14.8. Hiding cyphertext

14.8.1. "Ciphertext can be "uncompressed" to impose desired statistical properties. A non-adaptive first-order arithmetic decompression will generate first-order symbol frequencies that emulate, for instance, English text." [Rick F. Hoselton, sci.crypt, 1994-07-05]

14.9. 'What are tamper-responding or tamper-resistant modules?"

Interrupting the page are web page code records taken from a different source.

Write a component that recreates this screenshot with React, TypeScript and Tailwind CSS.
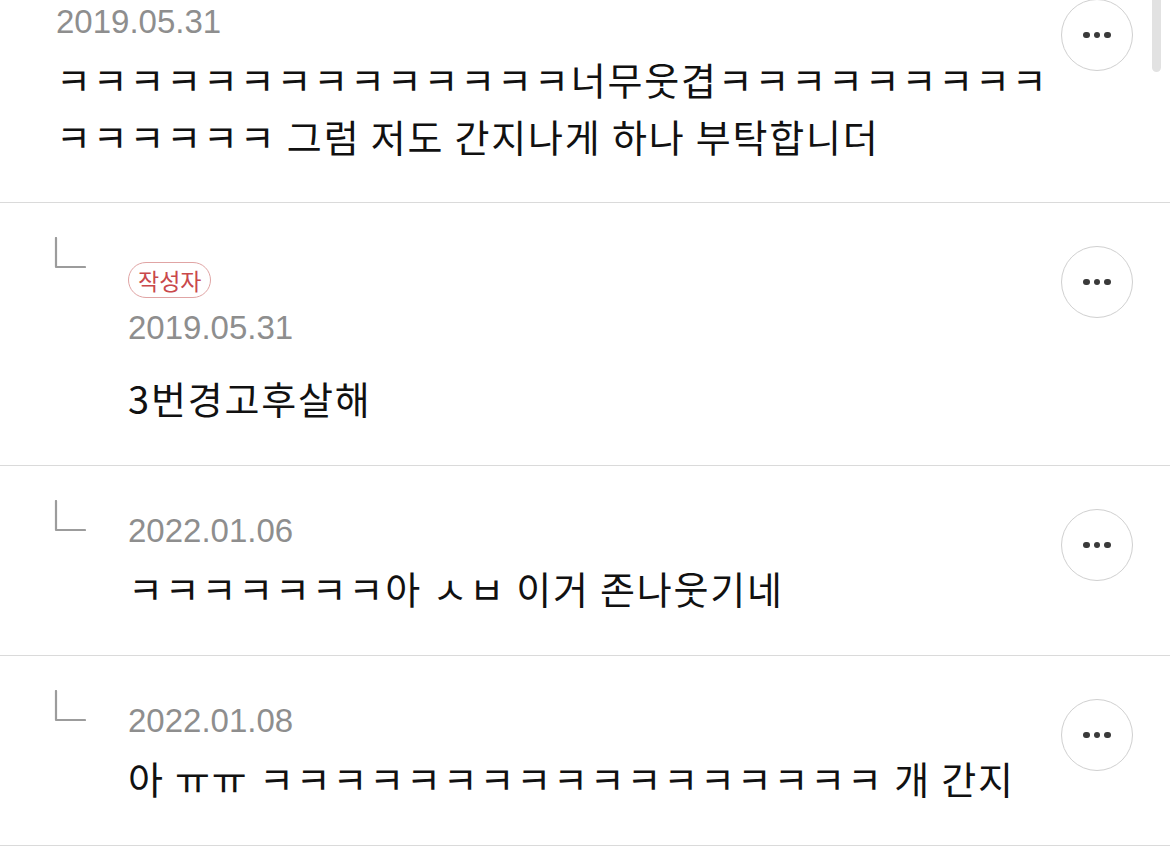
import React from 'react';

type Comment = {
  id: number;
  date: string;
  text: string;
  reply?: boolean;
  author?: boolean;
};

const comments: Comment[] = [
  {
    id: 1,
    date: '2019.05.31',
    text: 'ㅋㅋㅋㅋㅋㅋㅋㅋㅋㅋㅋㅋㅋㅋ너무웃겹ㅋㅋㅋㅋㅋㅋㅋㅋㅋㅋㅋㅋㅋㅋㅋ 그럼 저도 간지나게 하나 부탁합니더',
  },
  { id: 2, date: '2019.05.31', text: '3번경고후살해', reply: true, author: true },
  { id: 3, date: '2022.01.06', text: 'ㅋㅋㅋㅋㅋㅋㅋ아 ㅅㅂ 이거 존나웃기네', reply: true },
  { id: 4, date: '2022.01.08', text: '아 ㅠㅠ ㅋㅋㅋㅋㅋㅋㅋㅋㅋㅋㅋㅋㅋㅋㅋㅋㅋ 개 간지', reply: true },
];

const korean = { fontFamily: '"Noto Sans CJK KR", "Noto Sans", sans-serif' };
const latin = { fontFamily: '"Liberation Sans", Arial, sans-serif' };

function ReplyMark() {
  return (
    <svg width="32" height="32" viewBox="0 0 32 32" fill="none" className="block">
      <path d="M2 1V30H31" stroke="#9c9c9c" strokeWidth="2.2" strokeLinecap="round" strokeLinejoin="round" />
    </svg>
  );
}

function MoreButton({ className = '' }: { className?: string }) {
  return (
    <button className={`w-[72px] h-[72px] shrink-0 rounded-full border-[1.5px] border-[#d0d0d0] bg-white flex items-center justify-center gap-[4px] ${className}`}>
      <span className="w-[6.5px] h-[6.5px] rounded-full bg-[#3a3a3a]" />
      <span className="w-[6.5px] h-[6.5px] rounded-full bg-[#3a3a3a]" />
      <span className="w-[6.5px] h-[6.5px] rounded-full bg-[#3a3a3a]" />
    </button>
  );
}

function CommentRow({ c }: { c: Comment }) {
  if (!c.reply) {
    return (
      <div className="flex items-start border-b border-[#dadada] pl-[56px] pr-[37px] pb-[38px]">
        <div className="flex-1">
          <div className="mt-[2px] text-[33px] leading-[40px] text-[#8e8e8e]" style={latin}>{c.date}</div>
          <p className="mt-[8px] max-w-[1000px] text-[38px] leading-[57px] tracking-[1.8px] text-[#111]" style={korean}>{c.text}</p>
        </div>
        <MoreButton className="-mt-px" />
      </div>
    );
  }

  return (
    <div className="flex items-start border-b border-[#dadada] pl-[54px] pr-[37px] pt-[34px] pb-[39px]">
      <div className="w-[74px] shrink-0">
        <ReplyMark />
      </div>
      <div className="flex-1">
        {c.author && (
          <div className="mt-[25px] mb-[10px] w-fit h-[36px] px-[9px] rounded-full border-[1.5px] border-[#e0a4a4] flex items-center text-[23px] text-[#c9484b]" style={korean}>
            작성자
          </div>
        )}
        <div className={`${c.author ? '' : 'mt-[11px]'} text-[33px] leading-[40px] text-[#8e8e8e]`} style={latin}>{c.date}</div>
        <p className={`${c.author ? 'mt-[21px]' : 'mt-[8px]'} text-[38px] leading-[57px] tracking-[1.8px] text-[#111]`} style={korean}>{c.text}</p>
      </div>
      <MoreButton className="mt-[9px]" />
    </div>
  );
}

export default function App() {
  return (
    <div className="relative w-[1170px] h-[856px] bg-white overflow-hidden">
      {comments.map(c => (
        <CommentRow key={c.id} c={c} />
      ))}
      {/* scroll indicator */}
      <div className="absolute top-0 right-[9px] w-[9px] h-[72px] rounded-b-full bg-[#e2e2e2]" />
    </div>
  );
}
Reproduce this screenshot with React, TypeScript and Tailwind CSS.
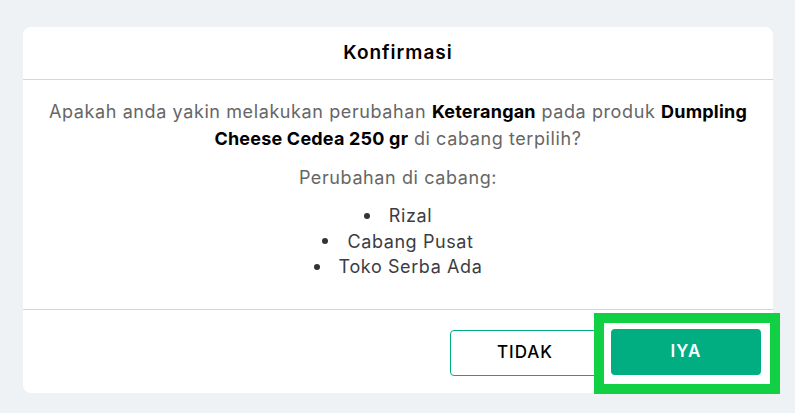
import React from "react";

export default function App() {
  return (
    <div
      className="w-[795px] h-[413px] bg-[#eef2f5] pt-[27px] pl-[23px]"
      style={{ fontFamily: "Inter, 'Noto Sans', sans-serif" }}
    >
      <div className="relative w-[750px] h-[366px] bg-white rounded-[8px] flex flex-col">
        <div className="h-[53px] flex items-center justify-center border-b border-[#d6d6d6] text-[19px] tracking-[1px] font-semibold text-black">
          Konfirmasi
        </div>
        <div className="h-[230px] border-b border-[#d6d6d6] flex flex-col items-center pt-[18px] tracking-[0.6px]">
          <p className="text-[18px] leading-[27px] text-[#666] text-center whitespace-nowrap">
            Apakah anda yakin melakukan perubahan{" "}
            <b className="text-black font-bold tracking-[0.2px]">Keterangan</b> pada produk{" "}
            <b className="text-black font-bold tracking-[0.2px]">Dumpling</b>
            <br />
            <b className="text-black font-bold tracking-[0.2px]">Cheese Cedea 250 gr</b> di cabang terpilih?
          </p>
          <p className="mt-[12px] text-[18px] leading-[27px] text-[#666] text-center">Perubahan di cabang:</p>
          <ul className="mt-[12px] text-[18px] leading-[25.5px] text-[#3c3c44] flex flex-col items-center">
            {["Rizal", "Cabang Pusat", "Toko Serba Ada"].map((t) => (
              <li key={t} className="flex items-center">
                <span className="w-[6px] h-[6px] rounded-full bg-[#333] mr-[19px]" />
                {t}
              </li>
            ))}
          </ul>
        </div>
        <div className="flex-1 flex items-center justify-end pr-[12px] gap-[11px]">
          <button className="w-[150px] h-[46px] mt-[3px] rounded-[4px] border border-[#00ae82] bg-white text-[17px] tracking-[1px] font-medium text-black">
            TIDAK
          </button>
          <div className="relative">
            <button className="w-[150px] h-[46px] rounded-[4px] bg-[#00ae82] text-[17px] tracking-[1px] font-semibold text-white">
              IYA
            </button>
            <div className="absolute left-[-17px] top-[-16px] w-[186px] h-[81px] border-[10px] border-[#12d044] pointer-events-none" />
          </div>
        </div>
      </div>
    </div>
  );
}
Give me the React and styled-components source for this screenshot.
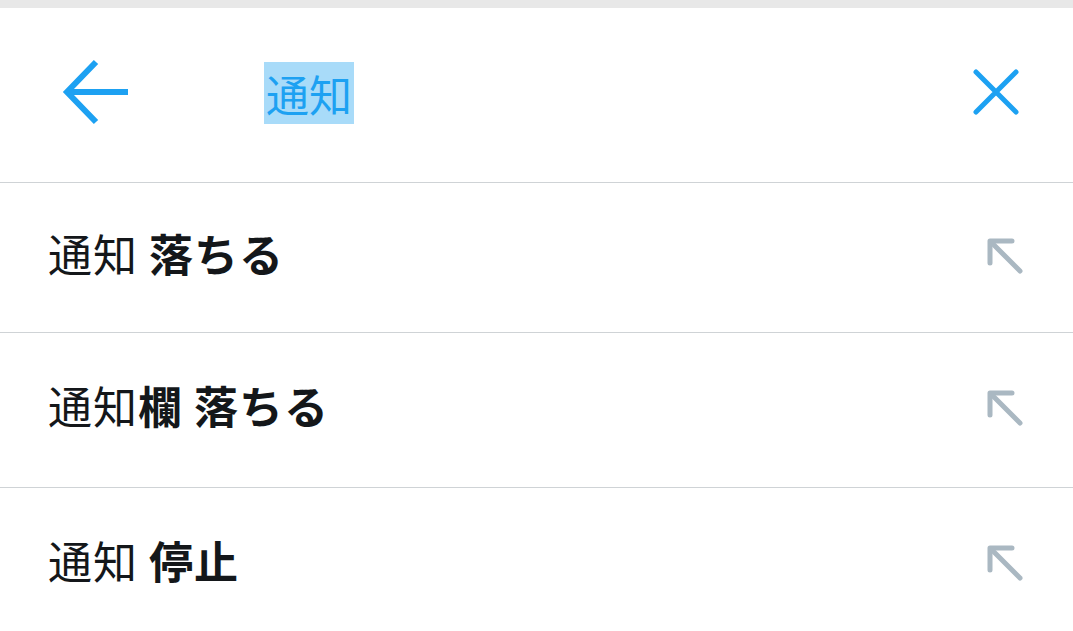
import React from 'react';
import styled, { createGlobalStyle } from 'styled-components';

const GlobalStyle = createGlobalStyle`
  html, body {
    margin: 0;
    padding: 0;
    background: #ffffff;
  }
  body {
    font-family: "Noto Sans CJK JP", "Noto Sans", sans-serif;
  }
`;

const Page = styled.div`
  width: 1073px;
  height: 631px;
  overflow: hidden;
  background: #ffffff;
  border-top: 8px solid #e8e8e8;
`;

const Header = styled.header`
  display: flex;
  align-items: center;
  height: 170px;
  padding: 0 53px 4px 60px;
  border-bottom: 1px solid #cfd3d6;
`;

const IconButton = styled.button`
  display: flex;
  align-items: center;
  justify-content: center;
  padding: 0;
  border: none;
  background: none;
  cursor: pointer;
  margin-bottom: ${(p) => p.$lift || 0}px;
`;

const Title = styled.div`
  flex: 1;
  margin-left: 132px;
  font-size: 43px;
  line-height: 61px;
  color: #1da1f2;

  span {
    background: #a8dbf9;
    padding: 0 2px;
  }
`;

const Row = styled.div`
  display: flex;
  align-items: center;
  justify-content: space-between;
  height: ${(p) => p.$height}px;
  padding: 0 48px 10px 48px;
  box-sizing: border-box;
  border-bottom: 1px solid #cfd3d6;
  font-size: 44px;
  color: #14171a;
`;

const Query = styled.div`
  white-space: pre;
  letter-spacing: 1px;
`;

const Bold = styled.b`
  font-weight: 700;
`;

const IconSlot = styled.div`
  display: flex;
  margin-top: 6px;
`;

const BackArrow = () => (
  <svg width="72" height="72" viewBox="0 0 72 72">
    <path d="M8 35 H68" stroke="#1da1f2" strokeWidth="6" fill="none" />
    <path d="M36 5 L7 35 L36 65" stroke="#1da1f2" strokeWidth="6" fill="none" />
  </svg>
);

const CloseIcon = () => (
  <svg width="50" height="50" viewBox="0 0 50 50">
    <path d="M6 6 L46 46 M46 6 L6 46" stroke="#1da1f2" strokeWidth="5" strokeLinecap="round" fill="none" />
  </svg>
);

// arrow pointing up-left: "fill the search box with this query"
const FillIcon = () => (
  <svg width="40" height="40" viewBox="0 0 40 40">
    <path d="M6 6 L35 35" stroke="#aab8c2" strokeWidth="5" strokeLinecap="round" fill="none" />
    <path d="M27 5 H5 V27" stroke="#aab8c2" strokeWidth="5" strokeLinecap="round" strokeLinejoin="round" fill="none" />
  </svg>
);

const suggestions = [
  { id: 1, height: 150, plain: '通知', bold: ' 落ちる' },
  { id: 2, height: 155, plain: '通知', bold: '欄 落ちる' },
  { id: 3, height: 155, plain: '通知', bold: ' 停止' },
];

export default function App() {
  return (
    <>
      <GlobalStyle />
      <Page>
        <Header>
          <IconButton aria-label="戻る">
            <BackArrow />
          </IconButton>
          <Title>
            <span>通知</span>
          </Title>
          <IconButton aria-label="クリア" $lift={4}>
            <CloseIcon />
          </IconButton>
        </Header>
        {suggestions.map((s) => (
          <Row key={s.id} $height={s.height}>
            <Query>
              {s.plain}
              <Bold>{s.bold}</Bold>
            </Query>
            <IconSlot>
              <FillIcon />
            </IconSlot>
          </Row>
        ))}
      </Page>
    </>
  );
}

14.9.1. The more modern name for what used to be called "tamper-proof boxes"

14.9.2. Uses:

  • alarmed display cases, pressure-sensitive, etc. (jewels, art, etc.)
  • chips with extra layers, fuses, abrasive comounds in the packaging
  • to slow down grinding, etching, other depotting or decapping methods
  • VLSI Technology Inc. reportedly uses these methods in its implementation of the MYK-78 "Clipper" (EES) chip
  • nuclear weapons ("Permissive Action Links," a la Sandia, Simmons)
  • smartcards that give evidence of tampering, or that become inactive
  • as an example, disk drives that erase data when plug is pulled, unless proper code is first entered
  • whew! pretty risky (power failures and all), but needed by some
    • like "digital flash paper"

14.9.3. Bypassing tamper-responding or tamper-resistant technologies

  • first, you have to know

14.10. Whistleblowing

14.10.1. This was an early proposed use (my comments on it go back to 1988 at least), and resulted in the creation of alt.whisteblowers.

  • So far, nothing too earth-shattering

14.10.2. outing the secret agents of a country, by posting them anonymously to a world-wide Net distribution...that ought to

shake things up

14.11. Digital Confessionals

14.11.1. religious confessionals and consultations mediated by digital links...very hard for U.S. government to gain access

14.11.2. ditto for attorney-client conversations, for sessions with psychiatrists and doctors, etc.

14.11.3. (this does not meen these meetings are exempt from the law...witness Feds going after tainted legal fees, and bugging offices of attorneys suspected of being in the drug business)

14.12. Loose Ends

14.12.1. Feigenbaum's "Computing with Encrypted Instances" work...links to Eric Hughes's "encrypted open books" ideas.